Say how many lines contain the word "this" and give no other text.

— begin PROVIDED MATERIAL —

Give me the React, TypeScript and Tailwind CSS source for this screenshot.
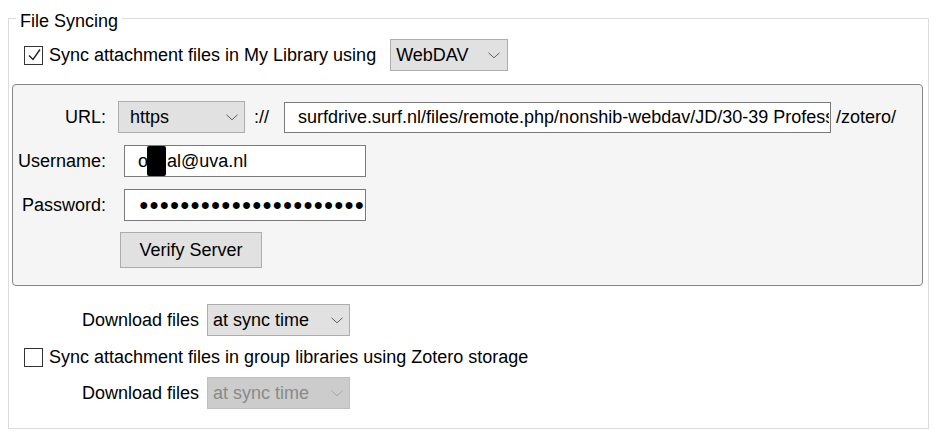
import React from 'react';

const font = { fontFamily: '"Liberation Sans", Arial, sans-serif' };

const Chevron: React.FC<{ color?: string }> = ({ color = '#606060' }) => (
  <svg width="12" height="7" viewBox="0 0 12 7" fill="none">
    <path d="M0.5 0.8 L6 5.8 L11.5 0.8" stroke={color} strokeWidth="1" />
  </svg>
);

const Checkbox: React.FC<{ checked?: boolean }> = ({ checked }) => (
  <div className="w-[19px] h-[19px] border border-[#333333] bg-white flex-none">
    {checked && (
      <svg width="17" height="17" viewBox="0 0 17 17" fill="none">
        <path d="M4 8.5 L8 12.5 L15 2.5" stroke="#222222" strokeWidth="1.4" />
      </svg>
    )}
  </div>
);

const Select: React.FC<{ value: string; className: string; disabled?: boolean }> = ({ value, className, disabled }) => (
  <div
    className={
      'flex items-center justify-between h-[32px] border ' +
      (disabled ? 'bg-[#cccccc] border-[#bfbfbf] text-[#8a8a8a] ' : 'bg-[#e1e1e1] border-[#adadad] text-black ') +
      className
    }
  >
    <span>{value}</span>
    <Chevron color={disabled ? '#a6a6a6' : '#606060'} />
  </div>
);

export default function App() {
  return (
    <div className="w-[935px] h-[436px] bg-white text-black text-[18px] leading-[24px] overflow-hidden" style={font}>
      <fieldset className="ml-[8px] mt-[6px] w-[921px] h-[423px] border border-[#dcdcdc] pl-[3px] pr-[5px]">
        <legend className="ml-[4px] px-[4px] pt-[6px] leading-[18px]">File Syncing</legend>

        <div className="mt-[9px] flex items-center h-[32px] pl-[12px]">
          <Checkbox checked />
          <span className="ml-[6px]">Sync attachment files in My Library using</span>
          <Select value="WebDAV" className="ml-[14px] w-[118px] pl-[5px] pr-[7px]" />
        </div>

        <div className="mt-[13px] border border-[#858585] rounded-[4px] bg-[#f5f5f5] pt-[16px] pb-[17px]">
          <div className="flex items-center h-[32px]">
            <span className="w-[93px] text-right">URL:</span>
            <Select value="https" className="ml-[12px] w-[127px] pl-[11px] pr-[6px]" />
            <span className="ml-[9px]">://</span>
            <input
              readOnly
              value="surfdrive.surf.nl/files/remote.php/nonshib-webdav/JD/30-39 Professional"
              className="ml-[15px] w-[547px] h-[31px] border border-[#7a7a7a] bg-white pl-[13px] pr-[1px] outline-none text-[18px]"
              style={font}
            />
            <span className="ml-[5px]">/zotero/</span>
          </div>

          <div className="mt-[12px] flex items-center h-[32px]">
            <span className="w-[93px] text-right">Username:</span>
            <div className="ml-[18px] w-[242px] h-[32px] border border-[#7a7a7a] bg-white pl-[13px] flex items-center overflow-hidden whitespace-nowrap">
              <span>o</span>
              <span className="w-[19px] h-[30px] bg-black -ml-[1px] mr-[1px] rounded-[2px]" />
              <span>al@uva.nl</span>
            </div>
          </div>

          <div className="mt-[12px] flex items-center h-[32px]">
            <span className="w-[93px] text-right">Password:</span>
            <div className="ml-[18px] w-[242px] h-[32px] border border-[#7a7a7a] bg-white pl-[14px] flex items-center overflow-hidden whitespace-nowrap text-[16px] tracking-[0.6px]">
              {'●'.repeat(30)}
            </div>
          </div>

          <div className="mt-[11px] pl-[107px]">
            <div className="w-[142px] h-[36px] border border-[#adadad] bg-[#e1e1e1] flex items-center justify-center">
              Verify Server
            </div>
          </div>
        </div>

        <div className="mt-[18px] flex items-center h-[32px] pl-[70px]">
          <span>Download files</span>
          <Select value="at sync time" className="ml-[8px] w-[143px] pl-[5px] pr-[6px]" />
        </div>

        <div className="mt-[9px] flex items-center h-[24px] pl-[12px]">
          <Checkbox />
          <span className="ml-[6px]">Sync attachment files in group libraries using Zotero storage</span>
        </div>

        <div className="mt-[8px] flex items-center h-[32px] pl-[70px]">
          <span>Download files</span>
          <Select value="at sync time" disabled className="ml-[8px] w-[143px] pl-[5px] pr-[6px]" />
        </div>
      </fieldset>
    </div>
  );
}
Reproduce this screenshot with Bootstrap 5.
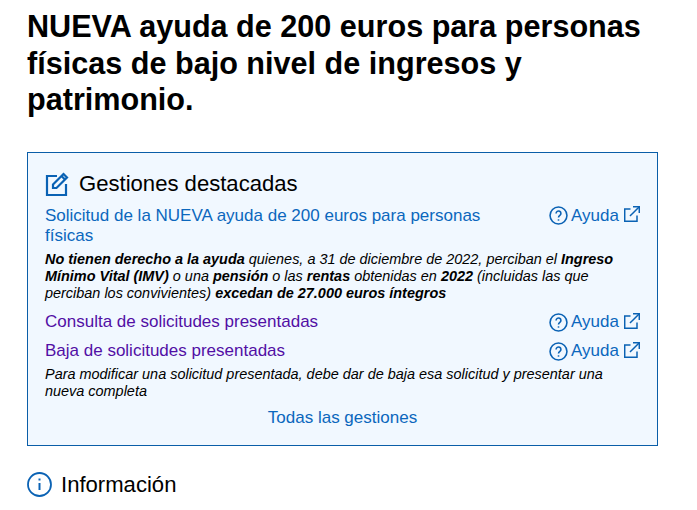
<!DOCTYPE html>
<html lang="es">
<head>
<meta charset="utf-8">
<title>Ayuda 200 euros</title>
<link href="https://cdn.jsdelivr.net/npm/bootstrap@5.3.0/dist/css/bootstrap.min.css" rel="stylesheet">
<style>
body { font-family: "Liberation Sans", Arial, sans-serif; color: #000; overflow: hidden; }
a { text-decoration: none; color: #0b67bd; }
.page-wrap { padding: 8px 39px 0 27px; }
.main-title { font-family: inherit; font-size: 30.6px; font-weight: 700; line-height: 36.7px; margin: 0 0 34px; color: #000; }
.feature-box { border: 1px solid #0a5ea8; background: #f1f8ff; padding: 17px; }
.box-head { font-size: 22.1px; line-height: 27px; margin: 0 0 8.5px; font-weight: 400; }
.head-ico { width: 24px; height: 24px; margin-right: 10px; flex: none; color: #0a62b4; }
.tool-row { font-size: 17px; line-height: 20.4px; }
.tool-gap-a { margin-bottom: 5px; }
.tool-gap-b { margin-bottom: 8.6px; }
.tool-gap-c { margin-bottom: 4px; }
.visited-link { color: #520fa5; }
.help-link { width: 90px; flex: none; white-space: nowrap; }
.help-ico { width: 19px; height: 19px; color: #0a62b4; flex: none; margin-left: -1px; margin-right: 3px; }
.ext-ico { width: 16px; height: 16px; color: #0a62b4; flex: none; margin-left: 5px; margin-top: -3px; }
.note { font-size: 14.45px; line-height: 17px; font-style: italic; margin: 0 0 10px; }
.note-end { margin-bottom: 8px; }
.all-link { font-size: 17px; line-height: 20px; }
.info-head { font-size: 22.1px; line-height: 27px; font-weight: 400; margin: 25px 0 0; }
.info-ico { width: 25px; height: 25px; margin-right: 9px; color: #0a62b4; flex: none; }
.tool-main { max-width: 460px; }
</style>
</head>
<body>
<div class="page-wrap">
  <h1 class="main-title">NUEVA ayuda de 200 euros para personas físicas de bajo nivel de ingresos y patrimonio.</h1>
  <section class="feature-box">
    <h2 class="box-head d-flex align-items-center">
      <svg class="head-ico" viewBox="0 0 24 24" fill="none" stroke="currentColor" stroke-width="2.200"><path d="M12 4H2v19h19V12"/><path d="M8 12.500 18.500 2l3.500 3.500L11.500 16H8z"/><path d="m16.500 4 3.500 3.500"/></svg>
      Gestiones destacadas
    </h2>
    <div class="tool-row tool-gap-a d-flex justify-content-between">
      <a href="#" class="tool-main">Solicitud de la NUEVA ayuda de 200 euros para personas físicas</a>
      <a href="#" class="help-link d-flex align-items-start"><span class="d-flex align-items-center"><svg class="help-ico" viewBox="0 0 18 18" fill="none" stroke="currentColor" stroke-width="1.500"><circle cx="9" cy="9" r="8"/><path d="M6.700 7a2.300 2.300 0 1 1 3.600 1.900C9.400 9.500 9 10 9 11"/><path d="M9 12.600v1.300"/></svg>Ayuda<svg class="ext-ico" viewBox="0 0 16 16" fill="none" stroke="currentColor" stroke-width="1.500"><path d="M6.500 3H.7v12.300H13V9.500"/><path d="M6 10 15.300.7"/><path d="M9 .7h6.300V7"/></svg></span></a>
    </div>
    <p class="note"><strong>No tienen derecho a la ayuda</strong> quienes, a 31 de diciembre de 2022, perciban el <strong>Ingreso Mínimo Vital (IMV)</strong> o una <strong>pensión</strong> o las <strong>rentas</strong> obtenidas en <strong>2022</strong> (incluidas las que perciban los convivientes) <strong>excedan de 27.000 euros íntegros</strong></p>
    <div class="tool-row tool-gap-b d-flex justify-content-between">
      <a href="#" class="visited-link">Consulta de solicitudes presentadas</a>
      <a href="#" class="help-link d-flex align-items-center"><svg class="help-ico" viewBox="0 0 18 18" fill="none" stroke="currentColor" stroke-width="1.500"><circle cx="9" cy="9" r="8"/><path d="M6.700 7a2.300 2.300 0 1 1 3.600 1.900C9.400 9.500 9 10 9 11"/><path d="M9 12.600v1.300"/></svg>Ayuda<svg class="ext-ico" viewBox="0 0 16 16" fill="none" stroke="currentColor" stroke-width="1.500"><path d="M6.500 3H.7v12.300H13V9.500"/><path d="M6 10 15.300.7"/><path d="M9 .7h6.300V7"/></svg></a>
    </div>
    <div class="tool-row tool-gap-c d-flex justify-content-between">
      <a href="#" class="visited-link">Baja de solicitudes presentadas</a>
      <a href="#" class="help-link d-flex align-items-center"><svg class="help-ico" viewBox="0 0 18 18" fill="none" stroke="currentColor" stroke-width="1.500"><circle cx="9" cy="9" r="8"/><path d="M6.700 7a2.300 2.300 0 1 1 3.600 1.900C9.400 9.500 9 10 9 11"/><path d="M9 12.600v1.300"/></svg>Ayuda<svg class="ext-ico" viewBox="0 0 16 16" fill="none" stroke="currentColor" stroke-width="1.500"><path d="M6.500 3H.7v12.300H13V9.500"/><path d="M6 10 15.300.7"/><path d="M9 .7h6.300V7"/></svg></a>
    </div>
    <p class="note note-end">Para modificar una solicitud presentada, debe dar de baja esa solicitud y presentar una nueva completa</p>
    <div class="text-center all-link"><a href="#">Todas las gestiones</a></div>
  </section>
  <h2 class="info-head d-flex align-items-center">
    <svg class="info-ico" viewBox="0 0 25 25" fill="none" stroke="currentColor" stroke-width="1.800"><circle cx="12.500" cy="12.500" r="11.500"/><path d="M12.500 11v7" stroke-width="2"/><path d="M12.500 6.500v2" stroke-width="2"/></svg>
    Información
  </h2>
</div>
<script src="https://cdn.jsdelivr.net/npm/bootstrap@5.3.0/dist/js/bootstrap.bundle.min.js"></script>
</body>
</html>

— end PROVIDED MATERIAL —

§ **TASK RESPONSE**:
2